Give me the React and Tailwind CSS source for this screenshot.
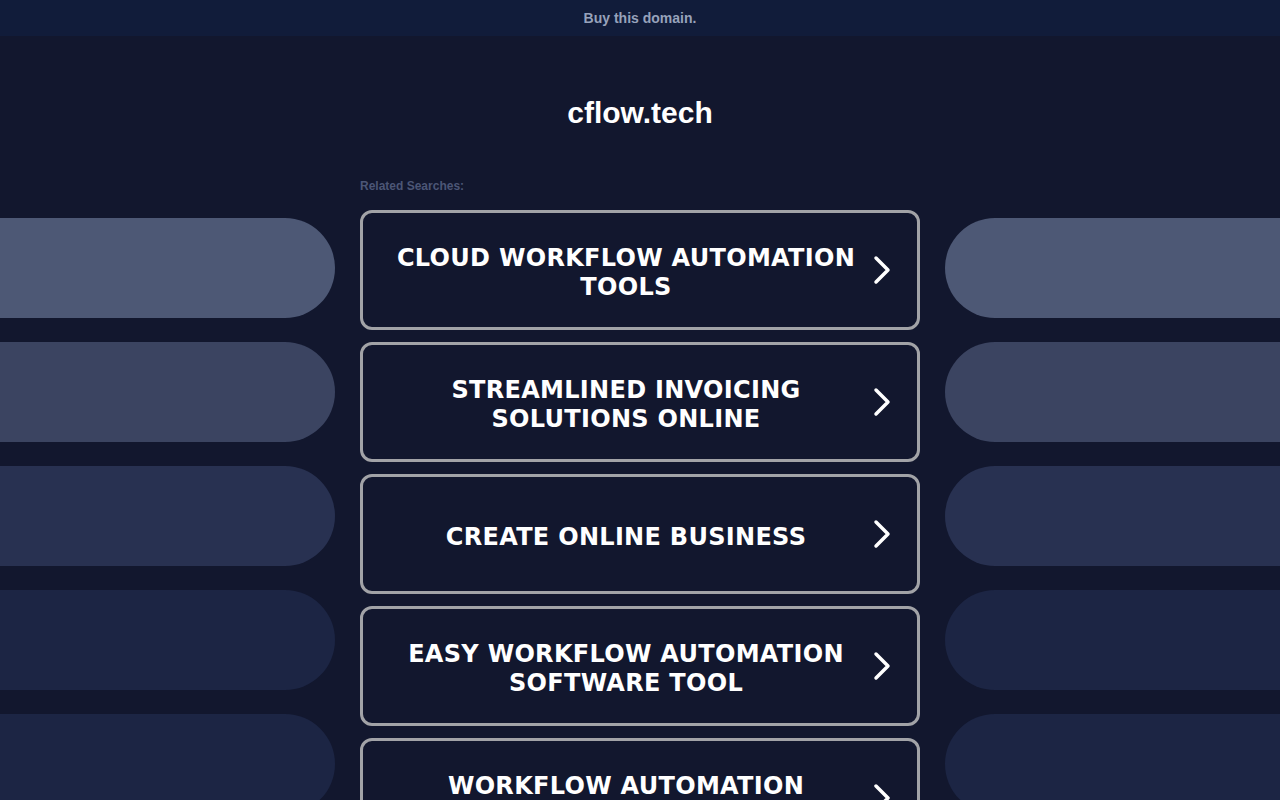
import React from 'react';

const searches = [
    ['CLOUD WORKFLOW AUTOMATION', 'TOOLS'],
    ['STREAMLINED INVOICING', 'SOLUTIONS ONLINE'],
    ['CREATE ONLINE BUSINESS'],
    ['EASY WORKFLOW AUTOMATION', 'SOFTWARE TOOL'],
    ['WORKFLOW AUTOMATION', 'SOFTWARE'],
];

const pillColors = ['bg-[#4d5875]', 'bg-[#3b4461]', 'bg-[#283151]', 'bg-[#1c2544]', 'bg-[#1c2544]'];

const Chevron = () => (
    <svg className="w-[20px] h-[30px] shrink-0" viewBox="0 0 20 30" fill="none" stroke="white" strokeWidth={3.5} strokeLinecap="round" strokeLinejoin="round">
        <path d="M4 3 L16 15 L4 27" />
    </svg>
);

const SidePills = ({ side }) => (
    <div className="flex flex-col gap-[24px] pt-[8px]">
        {pillColors.map((c, i) => (
            <div key={i} className={`h-[100px] ${c} ${side === 'left' ? 'rounded-r-full' : 'rounded-l-full'}`}></div>
        ))}
    </div>
);

export default function App() {
    return (
        <div className="h-[800px] overflow-hidden bg-[#12172e]" style={{ fontFamily: '"Liberation Sans", Arial, sans-serif' }}>
            {/* top bar */}
            <div className="h-[36px] bg-[#111c3a] flex items-center justify-center">
                <span className="text-[14px] font-bold text-[#97a2bb]">Buy this domain.</span>
            </div>

            <h1 className="text-center text-[30px] font-bold text-white mt-[59px] leading-[36px]">cflow.tech</h1>

            <div className="grid grid-cols-[1fr_560px_1fr] gap-x-[25px] mt-[47px]">
                <div></div>
                <p className="text-[12px] leading-[16px] font-bold text-[#4c5676] mb-[16px]">Related Searches:</p>
                <div></div>

                <SidePills side="left" />

                {/* cards */}
                <div className="flex flex-col gap-[12px]">
                    {searches.map((lines, i) => (
                        <div key={i} className="h-[120px] shrink-0 rounded-[12px] border-[3px] border-[#a2a3a7] bg-[#12172e] flex items-center pl-[27px] pr-[25px]">
                            <div
                                className="flex-1 text-center text-white font-bold text-[24px] leading-[29px] tracking-[0.3px] pr-[10px] pt-[6px]"
                                style={{ fontFamily: '"DejaVu Sans", Verdana, sans-serif' }}
                            >
                                {lines.map((l, j) => (
                                    <div key={j}>{l}</div>
                                ))}
                            </div>
                            <Chevron />
                        </div>
                    ))}
                </div>

                <SidePills side="right" />
            </div>
        </div>
    );
}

::::

▶ **Exercise description**
Quote, exactly and only, the lines from the first line of the data above through the line containing "import React from 'react';". The pictures do not belong in it.

▶ **Problem solution**
Give me the React and Tailwind CSS source for this screenshot.
import React from 'react';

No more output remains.